The exact terms of the strategic trust agreement are confidential and will not be released to the public.
“Today also confirms … our bilateral security agreement, which was signed just over a year ago in Canberra,” Albanese said.
“Since signing that agreement, we’ve made real progress with Australia providing tangible support to PNG’s internal security priorities … I think that today is a day where people will look back in five years, 10 years, 20 years and see that this was a day where the relationship between our nations was cemented even further into a new level.”
While there is no explicit clause granting Australia veto rights over security deals between PNG and other countries, government sources said the NRL agreement was “contingent” on PNG continuing to support the principle that security and policing arrangements are handled by Pacific nations including Australia.
The sources, who were not authorised to speak publicly, said the agreement allows the Australian government to withdraw financial support for PNG’s NRL team without supplying a reason until 2035.
The NRL would be required to terminate the PNG team’s franchise if the Australian government removes its support under the terms of the agreement.

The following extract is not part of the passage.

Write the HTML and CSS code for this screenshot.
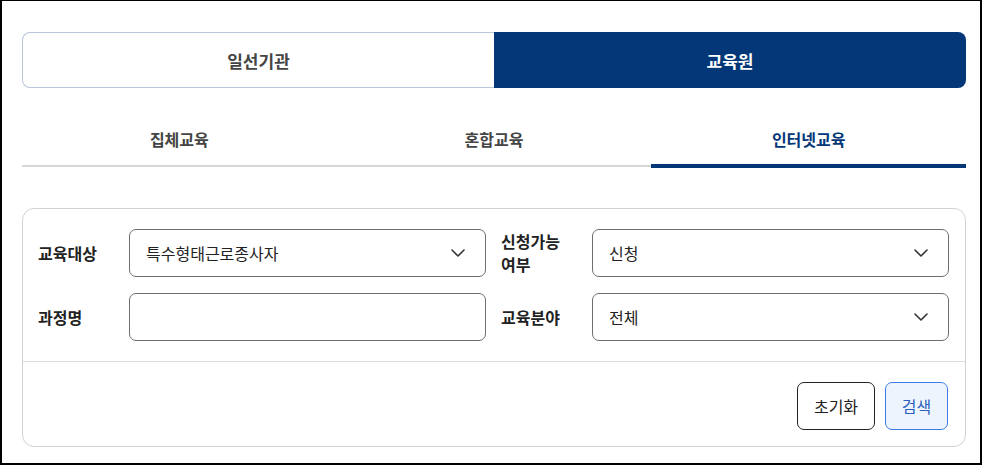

“This is about diplomacy, this is about making Australia safer, this is about securing our status as the security partner of choice in the Pacific,” a senior government source said.
The government announced a new treaty earlier this week with Nauru that allows it to block China and other countries from striking any security or telecommunications deals with the tiny Pacific nation in exchange for $140 million in financial support from Australian taxpayers.
PNG’s Foreign Minister Justin Tkatchenko told this masthead last week that the agreement has “nothing to do with China” but Australian government officials have insisted there was a security element to the agreement.
A separate clause prohibits the NRL from asking the Australian government for more money within or after the 10-year funding period.
The logo, colours and name of the PNG team are yet to be determined.
One option is for the club to be called the PNG Hunters, the name given to the team that has been playing in the Queensland Cup competition since 2014.
“I want to indicate to everyone here in Australia and back home, we’re not just filling the numbers for Anthony [Albanese] and James [Marape] to feel good,” Marape said.
“Far from it. We want to win the competition. Just like the Dolphins did in their first year of entry [in 2023], we will field a very strong team in the first game in 2028.
“As South Sydney lives on 100 years on from its birth, this one will live on way after you [Albanese] and me are gone. Our people forever bound in not only a shared love for rugby league, but a shared love for each other.”
It remains unclear whether PNG will be the NRL’s 18th or 19th team, given there is a desire to add another side as early as 2027.
The NRL remains in negotiations for a Perth-based franchise, which are continuing directly with the WA government after a consortium bid was rejected.
Sources said negotiations over the PNG team were up in the air until the May NRL “magic round” in May, when Pacific Minister Pat Conroy and Australian Rugby League chairman Peter V’landys struck an in-principle agreement for a team to enter the competition.
One of the likely signing targets for the franchise is Xavier Coates. The Melbourne, Queensland and Australian star was born in Port Moresby, has previously represented Fiji and, given he is only 23 years old, will likely be in his prime when the team enters the NRL.
His younger brother, Phillip, is also a rising star who represented the PNG Junior Kumuls in their recent draw with the Australian Schoolboys team.
As a sweetener to sign with PNG, players and staff will be granted tax-free status.
That will allow a marquee signing on a $1.2 million deal to save up to $550,000 a year.
The expansion of the NRL competition is expected to bring more money into the game and the existing clubs have argued for a share. They have been placated by the division of a $60 million license fee, which will come out of the $600 million Australian government payment.